▶

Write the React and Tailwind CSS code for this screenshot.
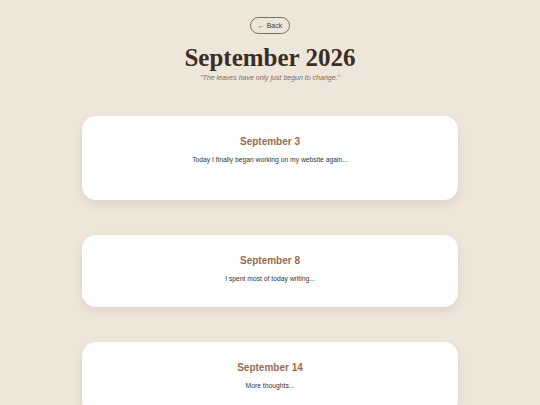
import React from "react";

const entries = [
  { date: "September 3", text: "Today I finally began working on my website again...", h: "h-[84px]" },
  { date: "September 8", text: "I spent most of today writing...", h: "h-[72px]" },
  { date: "September 14", text: "More thoughts...", h: "h-[72px]" },
];

const App = () => {
  return (
    <div className="min-h-screen bg-[#efe6da] flex flex-col items-center pt-[17px] font-['Liberation_Sans',Arial,sans-serif]">
      <button className="h-[17px] px-[7px] rounded-full border border-[#8a6a55] text-[7px] leading-none text-[#4a3a2e] flex items-center">
        ← Back
      </button>
      <h1 className="mt-[10px] text-[25px] leading-[28px] font-bold text-[#3a2e24] font-['Liberation_Serif',Georgia,serif]">
        September 2026
      </h1>
      <p className="mt-[1px] text-[7px] italic text-[#7a6d62]">
        "The leaves have only just begun to change."
      </p>
      <div className="mt-[32px] flex flex-col gap-[35px] w-[376px]">
        {entries.map((e) => (
          <div
            key={e.date}
            className={`bg-white rounded-[14px] shadow-[0_4px_10px_rgba(120,90,60,0.15)] flex flex-col items-center pt-[19px] ${e.h} shrink-0`}
          >
            <h2 className="text-[10px] leading-[13px] font-bold text-[#9a6a4e]">{e.date}</h2>
            <p className="mt-[7px] text-[6.75px] leading-[9px] text-[#333]">{e.text}</p>
          </div>
        ))}
      </div>
    </div>
  );
};

export default App;
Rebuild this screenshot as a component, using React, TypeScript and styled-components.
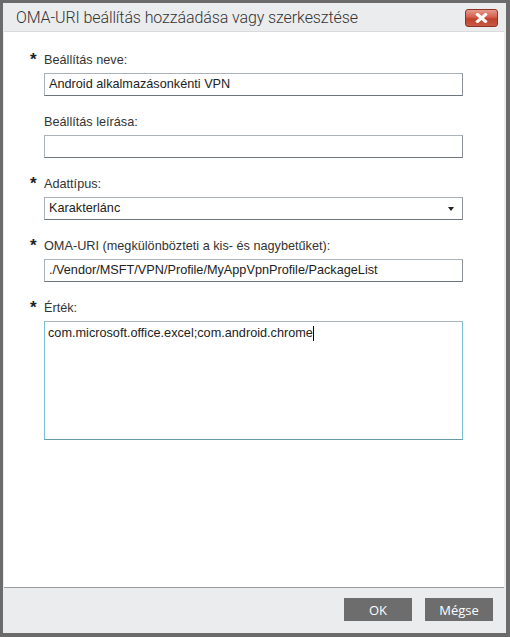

◀

What is being asked —
Images should not appear in the copy; retype the listing above exactly.

Task output —
Write the React and Tailwind CSS code for this screenshot.
import React from "react";

const entries = [
  { date: "September 3", text: "Today I finally began working on my website again...", h: "h-[84px]" },
  { date: "September 8", text: "I spent most of today writing...", h: "h-[72px]" },
  { date: "September 14", text: "More thoughts...", h: "h-[72px]" },
];

const App = () => {
  return (
    <div className="min-h-screen bg-[#efe6da] flex flex-col items-center pt-[17px] font-['Liberation_Sans',Arial,sans-serif]">
      <button className="h-[17px] px-[7px] rounded-full border border-[#8a6a55] text-[7px] leading-none text-[#4a3a2e] flex items-center">
        ← Back
      </button>
      <h1 className="mt-[10px] text-[25px] leading-[28px] font-bold text-[#3a2e24] font-['Liberation_Serif',Georgia,serif]">
        September 2026
      </h1>
      <p className="mt-[1px] text-[7px] italic text-[#7a6d62]">
        "The leaves have only just begun to change."
      </p>
      <div className="mt-[32px] flex flex-col gap-[35px] w-[376px]">
        {entries.map((e) => (
          <div
            key={e.date}
            className={`bg-white rounded-[14px] shadow-[0_4px_10px_rgba(120,90,60,0.15)] flex flex-col items-center pt-[19px] ${e.h} shrink-0`}
          >
            <h2 className="text-[10px] leading-[13px] font-bold text-[#9a6a4e]">{e.date}</h2>
            <p className="mt-[7px] text-[6.75px] leading-[9px] text-[#333]">{e.text}</p>
          </div>
        ))}
      </div>
    </div>
  );
};

export default App;
Rebuild this screenshot as a component, using React, TypeScript and styled-components.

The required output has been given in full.